Indicium AI is trusted by the world's leading enterprises to deliver AI into production at scale. We are a global AI-native consultancy with proven experience across Financial Services, Energy & Utilities, Healthcare & Life Sciences, Retail & CPG, and Manufacturing. From strategy, to build, to business outcomes, we unlock value from AI with unmatched clarity, speed, and capability.
Powered by 600+ AI experts serving 50+ enterprise clients from 5 global locations, we work side-by-side with top partners - including Anthropic, Databricks, AWS, OpenAI, and Microsoft - to deliver modern AI with speed and measurable impact.
Overview
We're seeking an experienced AI Engineer to design, build, and deploy production-grade AI systems powered by large language models.
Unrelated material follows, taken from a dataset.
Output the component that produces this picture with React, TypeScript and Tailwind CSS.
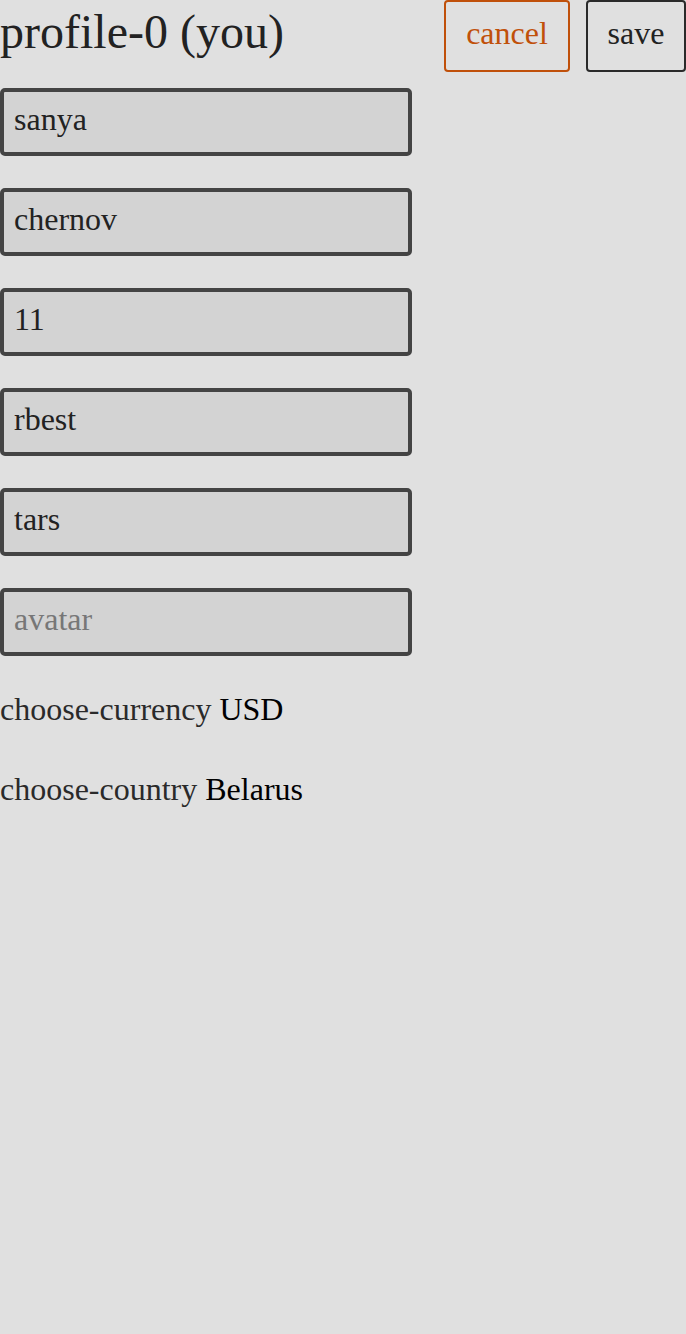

This role sits at the intersection of software engineering and AI implementation, focusing on building reliable, scalable applications rather than model training or research.
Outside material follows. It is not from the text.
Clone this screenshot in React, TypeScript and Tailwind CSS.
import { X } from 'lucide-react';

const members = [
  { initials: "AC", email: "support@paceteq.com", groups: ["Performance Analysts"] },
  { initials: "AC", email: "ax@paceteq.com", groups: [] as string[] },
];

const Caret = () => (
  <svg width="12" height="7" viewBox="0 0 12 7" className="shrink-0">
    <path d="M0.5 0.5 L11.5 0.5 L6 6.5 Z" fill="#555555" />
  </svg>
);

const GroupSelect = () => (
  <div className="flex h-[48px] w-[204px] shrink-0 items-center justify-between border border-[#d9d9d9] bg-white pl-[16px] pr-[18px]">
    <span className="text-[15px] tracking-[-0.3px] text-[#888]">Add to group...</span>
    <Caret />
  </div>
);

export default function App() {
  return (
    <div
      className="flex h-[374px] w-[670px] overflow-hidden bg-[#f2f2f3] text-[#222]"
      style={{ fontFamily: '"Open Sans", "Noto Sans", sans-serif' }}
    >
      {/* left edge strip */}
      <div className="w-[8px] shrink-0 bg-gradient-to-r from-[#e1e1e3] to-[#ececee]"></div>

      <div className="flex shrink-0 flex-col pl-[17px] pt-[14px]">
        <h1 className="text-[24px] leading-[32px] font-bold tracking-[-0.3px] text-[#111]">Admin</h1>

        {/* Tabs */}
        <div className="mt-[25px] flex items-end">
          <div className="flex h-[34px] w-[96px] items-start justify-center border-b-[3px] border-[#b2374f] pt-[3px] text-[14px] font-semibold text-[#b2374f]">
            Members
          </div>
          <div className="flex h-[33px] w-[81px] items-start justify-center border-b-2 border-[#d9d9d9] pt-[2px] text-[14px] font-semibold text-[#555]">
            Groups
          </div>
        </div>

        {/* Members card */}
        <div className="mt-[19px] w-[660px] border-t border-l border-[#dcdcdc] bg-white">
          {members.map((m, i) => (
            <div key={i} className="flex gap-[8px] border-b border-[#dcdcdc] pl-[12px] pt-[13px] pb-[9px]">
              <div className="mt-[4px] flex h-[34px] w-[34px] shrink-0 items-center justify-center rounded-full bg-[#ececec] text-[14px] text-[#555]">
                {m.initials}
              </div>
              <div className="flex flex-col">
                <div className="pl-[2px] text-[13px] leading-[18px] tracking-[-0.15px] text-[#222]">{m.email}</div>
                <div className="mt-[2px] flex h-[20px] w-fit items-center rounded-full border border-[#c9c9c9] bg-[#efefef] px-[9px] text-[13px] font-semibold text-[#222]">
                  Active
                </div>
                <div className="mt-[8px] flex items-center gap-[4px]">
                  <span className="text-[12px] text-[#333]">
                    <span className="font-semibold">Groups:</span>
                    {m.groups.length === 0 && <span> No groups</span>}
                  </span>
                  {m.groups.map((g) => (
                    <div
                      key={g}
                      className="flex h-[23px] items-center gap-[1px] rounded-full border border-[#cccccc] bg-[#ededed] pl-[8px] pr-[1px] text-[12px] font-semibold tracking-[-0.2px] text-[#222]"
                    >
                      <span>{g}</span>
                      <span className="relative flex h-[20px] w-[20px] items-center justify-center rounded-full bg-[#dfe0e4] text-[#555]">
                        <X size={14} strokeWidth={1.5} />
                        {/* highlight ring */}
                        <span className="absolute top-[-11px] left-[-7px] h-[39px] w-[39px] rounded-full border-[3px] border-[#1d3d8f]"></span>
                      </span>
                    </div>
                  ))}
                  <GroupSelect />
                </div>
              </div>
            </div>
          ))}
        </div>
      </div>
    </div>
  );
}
You'll work with cutting-edge LLM technologies, building advanced AI systems that solve complex real-world problems through multi-agent orchestration, intelligent tool integration, and robust production workflows.
You'll be crafting the orchestration layer that makes these systems production-ready—handling failure modes, optimizing agent collaboration, and ensuring consistent, reliable outputs at scale.
You’ll combine strong software engineering fundamentals with deep practical knowledge of LLM capabilities, limitations, and best practices for building non-deterministic systems that users can trust.
Responsibilities
- Design and implement production AI systems integrating LLMs, RAG pipelines, vector databases, and agentic frameworks.
- Create evaluation frameworks to measure and monitor system performance, accuracy, and reliability
- Build and maintain production-grade AI applications with clean code, appropriate error handling, APIs, and data pipelines
- Experience implementing, maintaining and evaluating retrieval systems (vector/graph databases, ingestion pipelines, chunking strategies, retrieval techniques such as HyDE)
- Implement feedback loops and observability to continuously improve system performance
- Craft effective prompts and optimize for latency, cost, and quality across different model providers and configurations
- Hands-on experience building applications with LLM APIs and deep understanding of their capabilities, limitations, and failure modes
- Practical implementation of RAG architectures, vector databases, knowledge graphs and prompt engineering
- Experience building multi-step LLM workflows and agentic systems using frameworks (e.g. SDK, Strands, Claude Agents SDK, LangGraph, etc.) or custom implementations where needed
- Strong Python (or other modern programming language) proficiency with production API/service development experience and cloud platform knowledge (AWS, GCP, Azure)
- Understanding of distributed systems, CI/CD, testing frameworks, and deployment pipelines
- Solid foundations and understanding of production-grade, cloud-native platform and infrastructure requirements, design, and implementation.
- Strong data manipulation skills (pandas, SQL) and understanding of evaluation strategies for LLM-based systems
- Ability to work with ambiguity and optimise non-deterministic systems through a process of experimentation and evaluation while balancing latency/cost/quality tradeoffs
- Strong written and spoken English and Portuguese.